Kiev’s cargo blockade of the Donetsk and Lugansk People’s Republics is putting their planned reintegration into a centralized Ukraine at risk.
On March 16, Ukrainian President Petro Poroshenko signed a decree officially severing the rail connection with the Donetsk (DPR) and Lugansk (LPR) People’s Republics in eastern Ukraine.
The decree legitimized a makeshift blockade of the railway tracks between Ukraine and the breakaways, initiated by a few radical lawmakers and nationalist volunteer fighters, which had been in place since late January.
The blockade led to irregularities in supplies of anthracite coal from Donbass, leading to power shortages in Ukraine and prompting Kiev to declare an energy emergency.
In response to the blockade, the authorities in DPR and LPR nationalized companies in Donbass which had until that point been subject to Ukrainian jurisdiction and paid taxes into the Ukrainian budget.

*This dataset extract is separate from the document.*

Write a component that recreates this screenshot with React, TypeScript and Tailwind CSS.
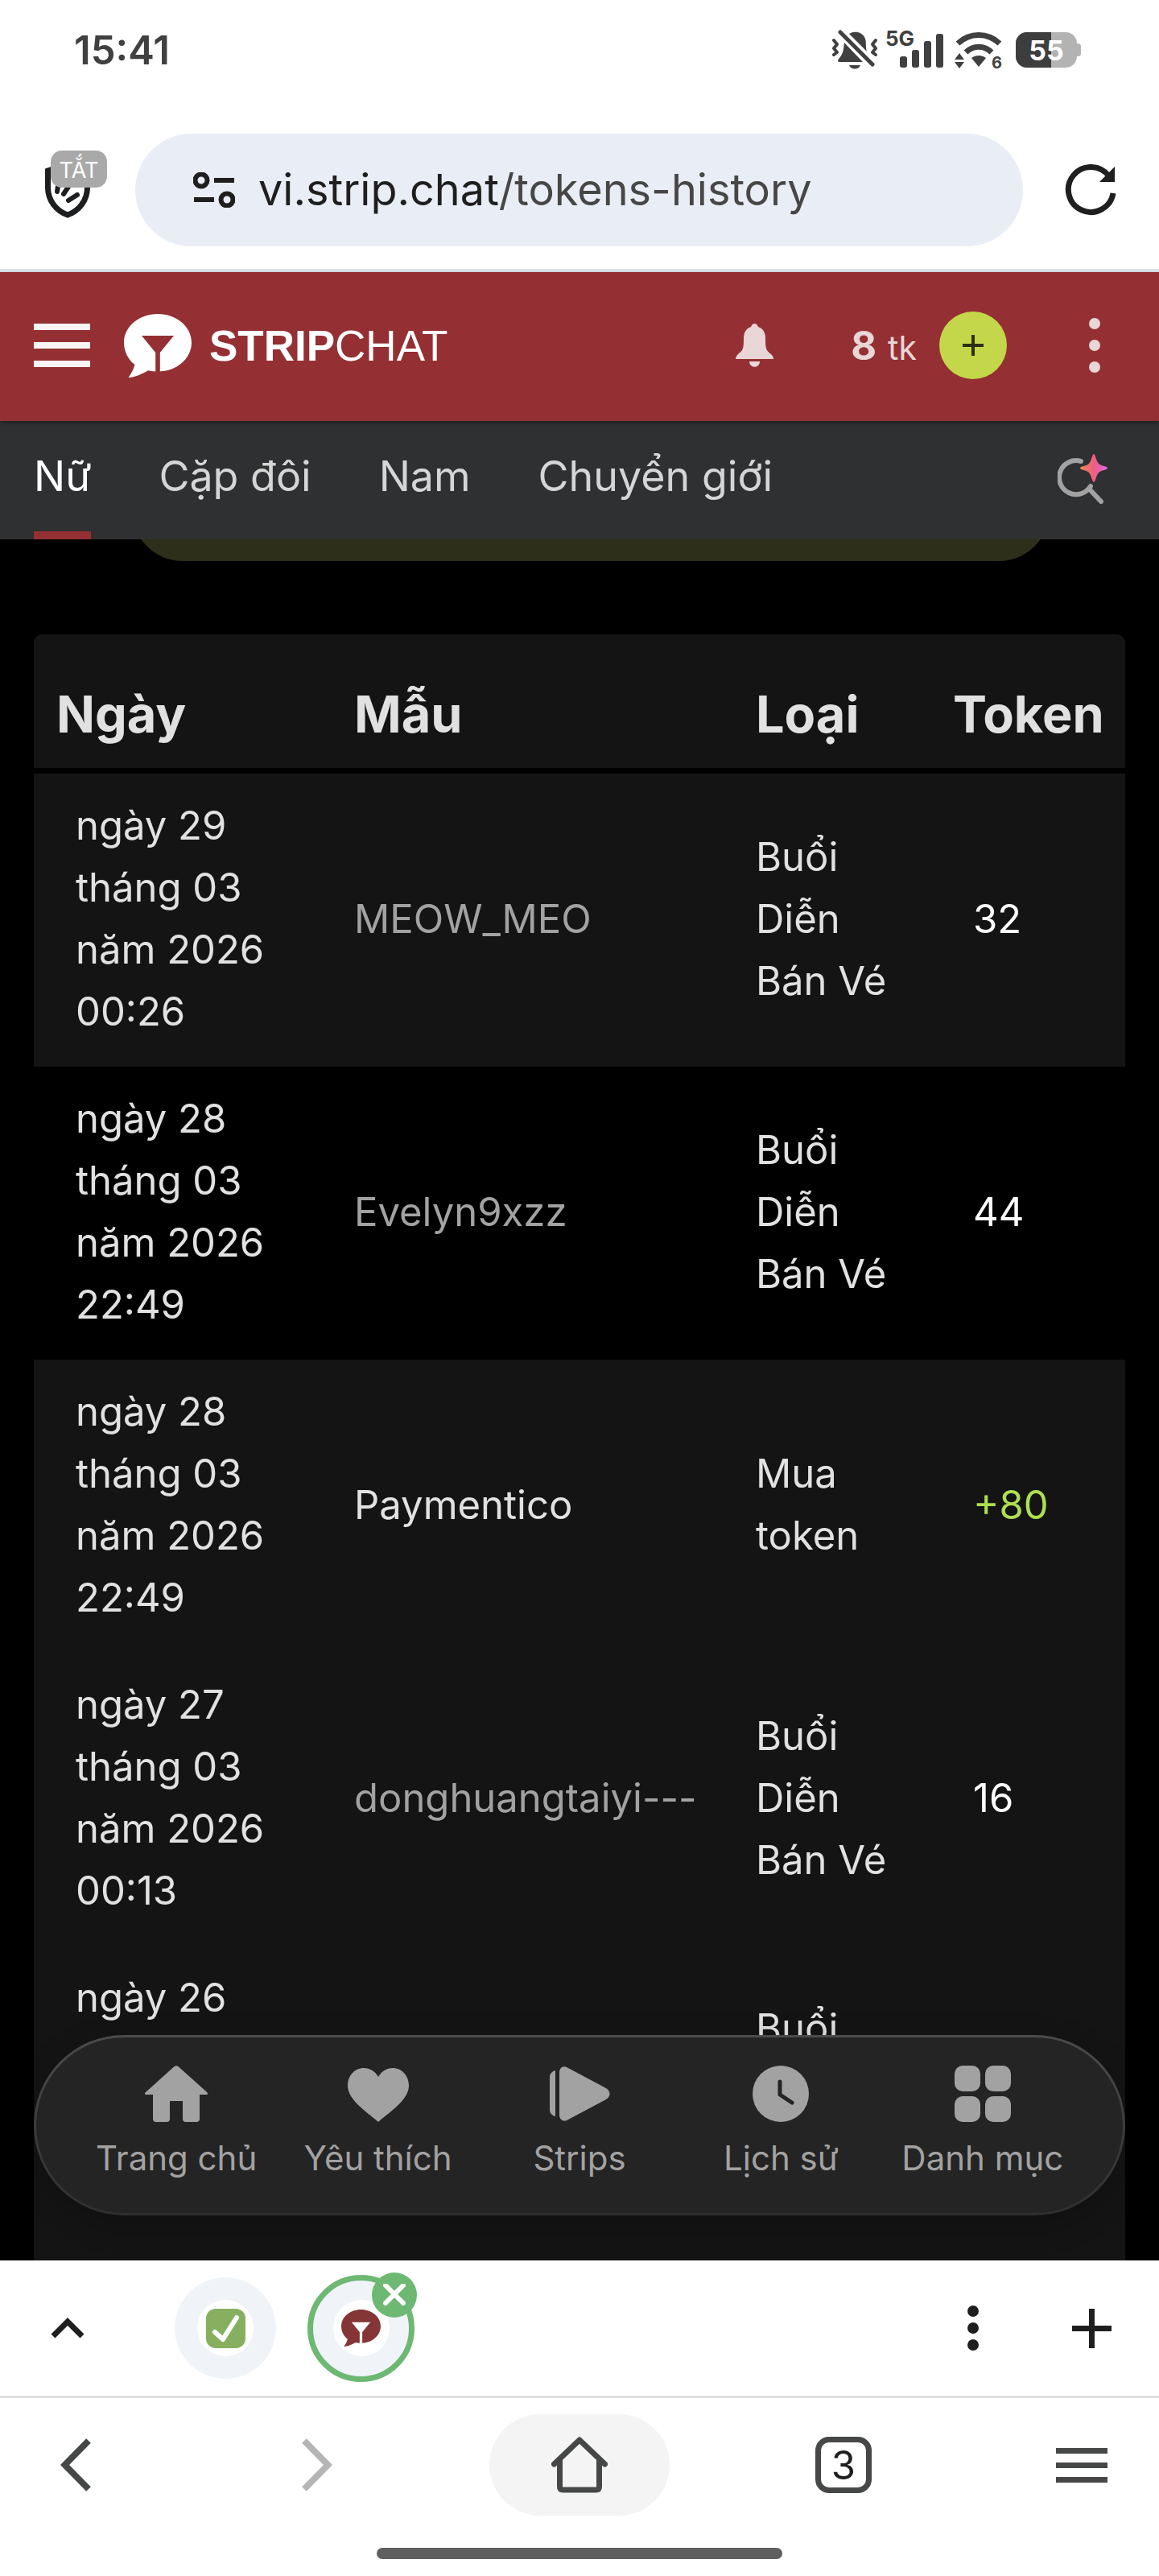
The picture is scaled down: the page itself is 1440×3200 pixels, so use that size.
import React from 'react';

type Kind = 'ticket' | 'purchase';

interface TokenEntry {
  date: string;
  model: string;
  kind: Kind;
  amount: number;
  isLink: boolean;
  striped: boolean;
}

const KIND_LABELS: Record<Kind, string> = {
  ticket: 'Buổi Diễn Bán Vé',
  purchase: 'Mua token',
};

const ENTRIES: TokenEntry[] = [
  { date: 'ngày 29 tháng 03 năm 2026 00:26', model: 'MEOW_MEO', kind: 'ticket', amount: 32, isLink: true, striped: true },
  { date: 'ngày 28 tháng 03 năm 2026 22:49', model: 'Evelyn9xzz', kind: 'ticket', amount: 44, isLink: true, striped: false },
  { date: 'ngày 28 tháng 03 năm 2026 22:49', model: 'Paymentico', kind: 'purchase', amount: 80, isLink: false, striped: true },
  { date: 'ngày 27 tháng 03 năm 2026 00:13', model: 'donghuangtaiyi---', kind: 'ticket', amount: 16, isLink: true, striped: true },
];

const TABS = ['Nữ', 'Cặp đôi', 'Nam', 'Chuyển giới'];

/** Speech bubble with the funnel cut out of it */
const BubbleLogo: React.FC<{ className: string; cut: string }> = ({ className, cut }) => (
  <svg viewBox="0 0 84 79" className={className} aria-hidden="true">
    <path
      fill="currentColor"
      d="M42 0C65 0 84 15.500 84 35.500S65.500 71.500 42 71.500C38 71.500 34 71 30 70.200C23 74 15 78.500 5.500 79C8.500 75 12 69 13.500 63C5 56.500 0 46.500 0 35.500C0 15.500 19 0 42 0Z"
    />
    <path className={cut} d="M22 27H62L44.800 48V73H39.200V48Z" />
  </svg>
);

const StatusBar: React.FC = () => (
  <div className="flex h-[124px] shrink-0 items-center justify-between pr-[97px] pl-[92px] text-[#404040]">
    <time className="text-[49px] leading-none font-semibold">15:41</time>
    <div className="flex items-center">
      {/* Ringer off */}
      <svg viewBox="0 0 56 50" className="h-[50px] w-14" fill="currentColor" aria-hidden="true">
        <path d="M21 5C27 1 36 2 40 9C43 14 41 21 43 27Z" />
        <path d="M15 16L38 40H9C6 40 7 37 9 35C14 29 14 24 15 16Z" />
        <path d="M21 44H35C33 50 23 50 21 44Z" />
        <path d="M11 2L52 42" stroke="#fff" strokeWidth="5" />
        <path d="M10 3L50 43" stroke="currentColor" strokeWidth="5" strokeLinecap="round" />
        <path
          d="M2 13L6 18L2 23L6 28L2 31M54 13L50 18L54 23L50 28L54 31"
          fill="none"
          stroke="currentColor"
          strokeWidth="4"
          strokeLinecap="round"
          strokeLinejoin="round"
        />
      </svg>
      {/* Mobile signal */}
      <div className="relative ml-[10px] h-12 w-[72px]">
        <span className="absolute top-0 left-0 text-[26px] leading-5 font-bold">5G</span>
        <svg viewBox="0 0 72 48" className="h-12 w-[72px]" fill="currentColor" aria-hidden="true">
          <rect x="18" y="32" width="9" height="14" rx="3" />
          <rect x="33" y="24" width="9" height="22" rx="3" />
          <rect x="48" y="13" width="9" height="33" rx="3" />
          <rect x="63" y="4" width="9" height="42" rx="3" />
        </svg>
      </div>
      {/* Wi-Fi 6 */}
      <svg viewBox="0 0 60 48" className="ml-[14px] h-12 w-[60px]" fill="currentColor" aria-hidden="true">
        <path d="M4 16C19 2 41 2 56 16" fill="none" stroke="currentColor" strokeWidth="7" />
        <path d="M14 27C23 18 37 18 46 27" fill="none" stroke="currentColor" strokeWidth="7" />
        <path d="M21 34C26 30 34 30 39 34L30 45Z" />
        <path d="M0 36L6 28L12 36ZM0 39H12L6 47Z" />
        <text x="46" y="47" fontSize="20" fontWeight="700">6</text>
      </svg>
      {/* Battery */}
      <div className="ml-4 flex items-center">
        <div className="relative h-11 w-[76px] overflow-hidden rounded-[14px] bg-[#b3b3b3]">
          <div className="h-full w-11 bg-[#3d3d3d]" />
          <span className="absolute inset-0 text-center text-[34px] leading-[45px] font-bold text-white">55</span>
        </div>
        <div className="h-4 w-[5px] rounded-r-sm bg-[#b3b3b3]" />
      </div>
    </div>
  </div>
);

const AddressBar: React.FC = () => (
  <div className="flex shrink-0 items-center border-b-4 border-[#dce1e7] pt-[42px] pr-[53px] pb-7 pl-14">
    <button type="button" aria-label="Chặn quảng cáo" className="relative h-[70px] w-14 shrink-0">
      <svg viewBox="0 0 56 70" className="h-[70px] w-14 text-[#1d1e1f]" aria-hidden="true">
        <path
          d="M3.500 11L28 3L52.500 11V32C52.500 48 42 61 28 66C14 61 3.500 48 3.500 32Z"
          fill="none"
          stroke="currentColor"
          strokeWidth="7"
        />
        <path
          d="M16 30L15 37M29 31L23 40M40 41L29 48"
          stroke="currentColor"
          strokeWidth="6"
          strokeLinecap="round"
        />
      </svg>
      <span className="absolute -top-[14px] left-[7px] h-[46px] w-[70px] rounded-[14px] bg-[#a9a9a9] text-[27px] leading-[50px] text-white">
        TẮT
      </span>
    </button>
    <button
      type="button"
      className="ml-14 flex h-[140px] flex-1 items-center rounded-full bg-[#e9eef6] pl-[72px] text-left"
    >
      <svg viewBox="0 0 52 44" className="h-11 w-[52px] shrink-0 text-[#1f1f1f]" aria-hidden="true">
        <g fill="none" stroke="currentColor" strokeWidth="6">
          <circle cx="10" cy="10" r="7.500" />
          <circle cx="42" cy="34" r="7.500" />
          <path d="M26 10H51M1 34H26" />
        </g>
      </svg>
      <span className="ml-[29px] text-[54px] leading-[64px] text-[#1f1f1f]">
        vi.strip.chat<span className="text-[#474747]">/tokens-history</span>
      </span>
    </button>
    <button type="button" aria-label="Tải lại" className="ml-[52px] shrink-0 text-[#1f1f1f]">
      <svg viewBox="0 0 64 64" className="size-16" aria-hidden="true">
        <path d="M55 15A28 28 0 1 0 60 36" fill="none" stroke="currentColor" strokeWidth="7" />
        <path d="M62 3V22H43Z" fill="currentColor" />
      </svg>
    </button>
  </div>
);

const SiteHeader: React.FC = () => (
  <header className="relative z-10 flex h-[185px] shrink-0 items-center bg-[#943033] pr-[73px] pb-[3px] pl-[42px] text-[#e9d6d6] shadow-[0_2px_4px_rgba(0,0,0,0.4)]">
    <button type="button" aria-label="Menu" className="flex w-[70px] flex-col gap-[15px]">
      <span className="h-2 bg-[#faf5f5]" />
      <span className="h-2 bg-[#faf5f5]" />
      <span className="h-2 bg-[#faf5f5]" />
    </button>
    <a href="#home" className="ml-[42px] flex items-center text-white">
      <BubbleLogo className="h-[79px] w-[84px]" cut="fill-[#943033]" />
      <span className="ml-[22px] font-['Liberation_Sans',Arial,sans-serif] text-[53px] leading-none font-bold">
        STRIP<span className="font-normal">CHAT</span>
      </span>
    </a>
    <button type="button" aria-label="Thông báo" className="ml-auto">
      <svg viewBox="0 0 47 54" className="h-[54px] w-[47px]" fill="currentColor" aria-hidden="true">
        <path d="M23.500 0C26 0 27 2 28 4C34 6 37 11 37 18C37 32 38 33 44 38C46 40 47 42 47 44H0C0 42 1 40 3 38C9 33 10 32 10 18C10 11 13 6 19 4C20 2 21 0 23.500 0Z" />
        <path d="M17 47H30C30 56 17 56 17 47Z" />
      </svg>
    </button>
    <p className="ml-24 flex items-baseline gap-[14px]">
      <span className="text-[49px] leading-none font-bold">8</span>
      <span className="text-[41px] leading-none">tk</span>
    </p>
    <button
      type="button"
      aria-label="Mua token"
      className="ml-7 flex size-[84px] items-center justify-center rounded-full bg-[#c4d64a] text-[#2b3010]"
    >
      <svg viewBox="0 0 26 26" className="size-[26px]" aria-hidden="true">
        <path d="M13 0V26M0 13H26" stroke="currentColor" strokeWidth="4" />
      </svg>
    </button>
    <button type="button" aria-label="Thêm" className="ml-[102px] flex flex-col gap-[13px]">
      <span className="size-[14px] rounded-full bg-current" />
      <span className="size-[14px] rounded-full bg-current" />
      <span className="size-[14px] rounded-full bg-current" />
    </button>
  </header>
);

const CategoryTabs: React.FC = () => (
  <nav className="flex h-[147px] shrink-0 items-stretch bg-[#2f3032] pr-16 pl-[42px]">
    <div className="flex gap-[84px] text-[52px]">
      {TABS.map((tab, index) => (
        <a
          key={tab}
          href={`#tab-${index}`}
          className={
            index === 0
              ? 'border-b-[10px] border-[#943033] leading-[137px] text-white'
              : 'leading-[137px] text-[#d5d5d5]'
          }
        >
          {tab}
        </a>
      ))}
    </div>
    <button type="button" aria-label="Tìm kiếm" className="ml-auto pb-1">
      <svg viewBox="0 0 62 62" className="size-[62px]" aria-hidden="true">
        <defs>
          <linearGradient id="spark" x1="0" y1="0" x2="1" y2="0">
            <stop offset="0" stopColor="#e8885a" />
            <stop offset="0.500" stopColor="#ee5f80" />
            <stop offset="1" stopColor="#e065e8" />
          </linearGradient>
        </defs>
        <path d="M29 9A21 21 0 1 0 41 40" fill="none" stroke="#a2a2a2" strokeWidth="6" strokeLinecap="round" />
        <path d="M39 43L54 59" stroke="#a2a2a2" strokeWidth="6" strokeLinecap="round" />
        <path
          fill="url(#spark)"
          d="M45 0C47 0 48 9 51 12C54 15 62 15 62 17.500S54 20 51 23S47 35 45 35S42 26 39 23S28 20 28 17.500S36 15 39 12S43 0 45 0Z"
        />
      </svg>
    </button>
  </nav>
);

const HistoryTable: React.FC = () => (
  <table className="w-full table-fixed border-separate border-spacing-0 text-left text-[#e1e1e1]">
    <colgroup>
      <col className="w-[370px]" />
      <col />
      <col className="w-[245px]" />
      <col className="w-[242px]" />
    </colgroup>
    <thead className="text-[63px] leading-[77px]">
      <tr className="[&>th]:border-b-[7px] [&>th]:border-black [&>th]:bg-[#141414] [&>th]:px-7 [&>th]:pt-[61px] [&>th]:pb-7 [&>th]:font-bold">
        <th className="rounded-tl-[10px]">Ngày</th>
        <th>Mẫu</th>
        <th>Loại</th>
        <th className="rounded-tr-[10px]">Token</th>
      </tr>
    </thead>
    <tbody className="text-[49px] leading-[77px] [&_td]:px-7 [&_td]:pt-[26px] [&_td]:pb-[30px] [&_td:first-child]:px-[52px] [&_td:last-child]:pl-[53px]">
      {ENTRIES.map((entry, index) => (
        <tr key={index} className={entry.striped ? 'bg-[#141414]' : 'bg-black'}>
          <td>{entry.date}</td>
          <td>
            {entry.isLink ? (
              <a href={`#${entry.model}`} className="text-[#a2a2a2]">{entry.model}</a>
            ) : (
              entry.model
            )}
          </td>
          <td>{KIND_LABELS[entry.kind]}</td>
          {entry.kind === 'purchase' ? (
            <td className="text-[#aedf4f]">+{entry.amount}</td>
          ) : (
            <td className="text-white">{entry.amount}</td>
          )}
        </tr>
      ))}
      <tr className="h-[400px] bg-[#141414] align-top">
        <td>ngày 26</td>
        <td />
        <td>
          <p className="mt-[38px]">Buổi</p>
        </td>
        <td />
      </tr>
    </tbody>
  </table>
);

const NAV_ITEMS: { label: string; icon: React.ReactNode }[] = [
  {
    label: 'Trang chủ',
    icon: (
      <path d="M36 1.500Q39 -1 42 1.500L77 33C79 35 78 36 76 36H68V66Q68 70 64 70H51Q47 70 47 66V44H31V66Q31 70 27 70H14Q10 70 10 66V36H2C0 36 -1 35 1 33Z" />
    ),
  },
  {
    label: 'Yêu thích',
    icon: <path d="M39 70C30 61 1 44 1 25C1 12 10 3 21 3C29 3 35 7 39 14C43 7 49 3 57 3C68 3 77 12 77 25C77 44 48 61 39 70Z" />,
  },
  {
    label: 'Strips',
    icon: (
      <>
        <path d="M9 6V63C5 62 2 59 2 55V14C2 10 5 7 9 6Z" />
        <path d="M14 9C14 2 19 -1 25 3L72 28C78 32 78 38 72 42L25 67C19 71 14 67 14 61Z" />
      </>
    ),
  },
  {
    label: 'Lịch sử',
    icon: (
      <>
        <circle cx="39" cy="35" r="35" />
        <path
          d="M38 20V36L53 46"
          fill="none"
          stroke="#242424"
          strokeWidth="5"
          strokeLinecap="round"
          strokeLinejoin="round"
        />
      </>
    ),
  },
  {
    label: 'Danh mục',
    icon: (
      <>
        <rect x="4" y="0" width="32" height="32" rx="10" />
        <rect x="42" y="0" width="32" height="32" rx="10" />
        <rect x="4" y="38" width="32" height="32" rx="10" />
        <rect x="42" y="38" width="32" height="32" rx="10" />
      </>
    ),
  },
];

/** Floating pill with the main sections, sits over the scrolled table */
const FloatingNav: React.FC = () => (
  <nav className="absolute inset-x-[42px] bottom-14 rounded-full bg-linear-to-b from-[#4b4b4b] to-[#2f2f2f] p-[3px] shadow-[0_12px_40px_rgba(0,0,0,0.2)]">
    <div className="flex h-[218px] rounded-full bg-[#242424] px-[49px] pt-[35px] text-[#a2a2a2]">
      {NAV_ITEMS.map(({ label, icon }) => (
        <a key={label} href={`#${label}`} className="flex flex-1 flex-col items-center">
          <svg viewBox="0 0 78 70" className="h-[70px] w-[78px]" fill="currentColor" aria-hidden="true">
            {icon}
          </svg>
          <span className="mt-[19px] text-[42px] leading-[52px] whitespace-nowrap">{label}</span>
        </a>
      ))}
    </div>
  </nav>
);

const BrowserTabs: React.FC = () => (
  <div className="flex h-[171px] shrink-0 items-center border-b-[3px] border-[#e0e0e0] pr-[59px] pl-[63px] text-[#1f1f1f]">
    <button type="button" aria-label="Mở rộng">
      <svg viewBox="0 0 42 26" className="h-[26px] w-[42px]" aria-hidden="true">
        <path d="M3 23L21 5L39 23" fill="none" stroke="currentColor" strokeWidth="7" />
      </svg>
    </button>
    <button
      type="button"
      aria-label="Thẻ 1"
      className="ml-28 flex size-[126px] items-center justify-center rounded-full bg-[#f0f4f9]"
    >
      <span className="flex size-[70px] items-center justify-center rounded-full bg-white">
        <svg viewBox="0 0 49 49" className="size-[49px]" aria-hidden="true">
          <rect width="49" height="49" rx="12" fill="#86b060" />
          <path
            d="M11 29L21 38L38 11"
            fill="none"
            stroke="#fff"
            strokeWidth="6"
            strokeLinecap="round"
            strokeLinejoin="round"
          />
        </svg>
      </span>
    </button>
    <div className="relative ml-[39px]">
      <button
        type="button"
        aria-label="Thẻ 2"
        className="flex size-[133px] items-center justify-center rounded-full border-[7px] border-[#6db872] bg-[#f0f4f9]"
      >
        <span className="flex size-[70px] items-center justify-center rounded-full bg-white text-[#853535]">
          <BubbleLogo className="h-[46px] w-[49px]" cut="fill-white" />
        </span>
      </button>
      <button
        type="button"
        aria-label="Đóng thẻ"
        className="absolute -top-[3px] -right-[3px] flex size-14 items-center justify-center rounded-full bg-[#6db872]"
      >
        <svg viewBox="0 0 28 28" className="size-7" aria-hidden="true">
          <path d="M3 2L25 24M25 2L3 24" stroke="#fff" strokeWidth="6" strokeLinecap="round" />
        </svg>
      </button>
    </div>
    <button type="button" aria-label="Tùy chọn" className="ml-auto flex flex-col gap-[7px]">
      <span className="size-[14px] rounded-full bg-current" />
      <span className="size-[14px] rounded-full bg-current" />
      <span className="size-[14px] rounded-full bg-current" />
    </button>
    <button type="button" aria-label="Thẻ mới" className="ml-[116px]">
      <svg viewBox="0 0 49 49" className="size-[49px]" aria-hidden="true">
        <path d="M24.500 0V49M0 24.500H49" stroke="currentColor" strokeWidth="7" />
      </svg>
    </button>
  </div>
);

const BrowserToolbar: React.FC = () => (
  <div className="shrink-0 pt-5 pb-[21px] text-[#464747]">
    <div className="grid grid-cols-[1fr_auto_1fr] items-center">
      <div className="flex items-center justify-between pr-[195px] pl-[75px]">
        <button type="button" aria-label="Quay lại">
          <svg viewBox="0 0 38 66" className="h-[66px] w-[38px]" aria-hidden="true">
            <path d="M35 3L5.500 33L35 63" fill="none" stroke="currentColor" strokeWidth="8" />
          </svg>
        </button>
        <button type="button" aria-label="Tiến" className="text-[#b5b5b5]">
          <svg viewBox="0 0 38 66" className="h-[66px] w-[38px]" aria-hidden="true">
            <path d="M3 3L32.500 33L3 63" fill="none" stroke="currentColor" strokeWidth="8" />
          </svg>
        </button>
      </div>
      <button
        type="button"
        aria-label="Trang chủ trình duyệt"
        className="flex h-[126px] w-56 items-center justify-center rounded-full bg-[#f4f4f4]"
      >
        <svg viewBox="0 0 70 70" className="size-[70px]" aria-hidden="true">
          <path
            d="M3.500 34L35 4L66.500 34M10.500 29V62Q10.500 66 14.500 66H55.500Q59.500 66 59.500 62V29"
            fill="none"
            stroke="currentColor"
            strokeWidth="7"
            strokeLinecap="round"
            strokeLinejoin="round"
          />
        </svg>
      </button>
      <div className="flex items-center justify-between pr-16 pl-[181px]">
        <button
          type="button"
          aria-label="Các thẻ"
          className="size-[70px] rounded-[17px] border-[7px] border-[#464747] text-center text-[49px] leading-[57px] text-[#1f1f1f]"
        >
          3
        </button>
        <button type="button" aria-label="Menu trình duyệt" className="flex w-16 flex-col gap-[11px]">
          <span className="h-[7px] bg-current" />
          <span className="h-[7px] bg-current" />
          <span className="h-[7px] bg-current" />
        </button>
      </div>
    </div>
    <div className="mx-auto mt-10 h-[14px] w-[504px] rounded-full bg-[#5f5f5f]" />
  </div>
);

const App: React.FC = () => {
  return (
    <div className="flex h-screen flex-col overflow-hidden bg-white font-['Inter',sans-serif]">
      <StatusBar />
      <AddressBar />
      <SiteHeader />
      <CategoryTabs />
      <main className="relative min-h-0 flex-1 overflow-hidden bg-black">
        {/* Lower edge of the button that is scrolled under the tabs */}
        <div className="flex h-[27px] items-end overflow-hidden pr-[136px] pl-[164px]">
          <div className="h-[126px] flex-1 shrink-0 rounded-full bg-[#2d2f1a]" />
        </div>
        <div className="mt-[91px] px-[42px]">
          <HistoryTable />
        </div>
        <FloatingNav />
      </main>
      <BrowserTabs />
      <BrowserToolbar />
    </div>
  );
};

export default App;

Poroshenko explained that his order legitimizing the blockade was intended to force these companies to return under the control of Kiev.
His decision represented a U-turn on his earlier disapproval of the blockade and its financial costs. The controversial blockade has also been criticized by Prime Minister Volodymyr Groysman and opposition MPs.
Writing in Deutsche Welle, Ukraine analyst Bernd Johann notes that the decision will have grave consequences for the eventual integration of the territory into a decentralized Ukraine in line with the Minsk Accords agreed in February 2015.
“The Ukrainian plans for a reintegration could become so much wasted paper with such action. Politicians in eastern Ukraine — along with many in Kyiv — have long pointed out that Ukraine is doing too little to win back the people of Donbass. Now those goalposts seem to be moving further and further away,” Johann wrote.
Austria’s ORF news’ correspondent Christian Wehrschutz told viewers that Kiev’s blockade is harming the chances of Donbass returning under the authority of decentralized Ukraine.
He pointed out that not only does the blockade deprive the rest of Ukraine of valuable energy supplies, it leaves companies in Donetsk and Lugansk no choice but to export their goods via Russia.
“The economic blockade and nationalization of Ukrainian firms massively increases the influence of Moscow on Donetsk and Lugansk. Now, these areas can only export to or over Russia. Kiev is on the verge of losing the regions of Donetsk and Lugansk long-term,” Wehrschutz warned.
On Sunday, ZN.au reported sources in the Ukrainian Finance Ministry who said that the government stands to lose around two billion hryvnia ($74.5 million) in direct tax revenue from around 40 companies in the DPR and the LPR.
“The situation with payments to the pension fund and income taxes is much worse — after all, salaries at large companies with a lot of employees are paid officially, on the whole,” the source said.
While the Finance Ministry says it stands to lose 1.3 percent of GDP from the blockade, opposition politicians have estimated it could cause a drop in GDP of up to ten percent.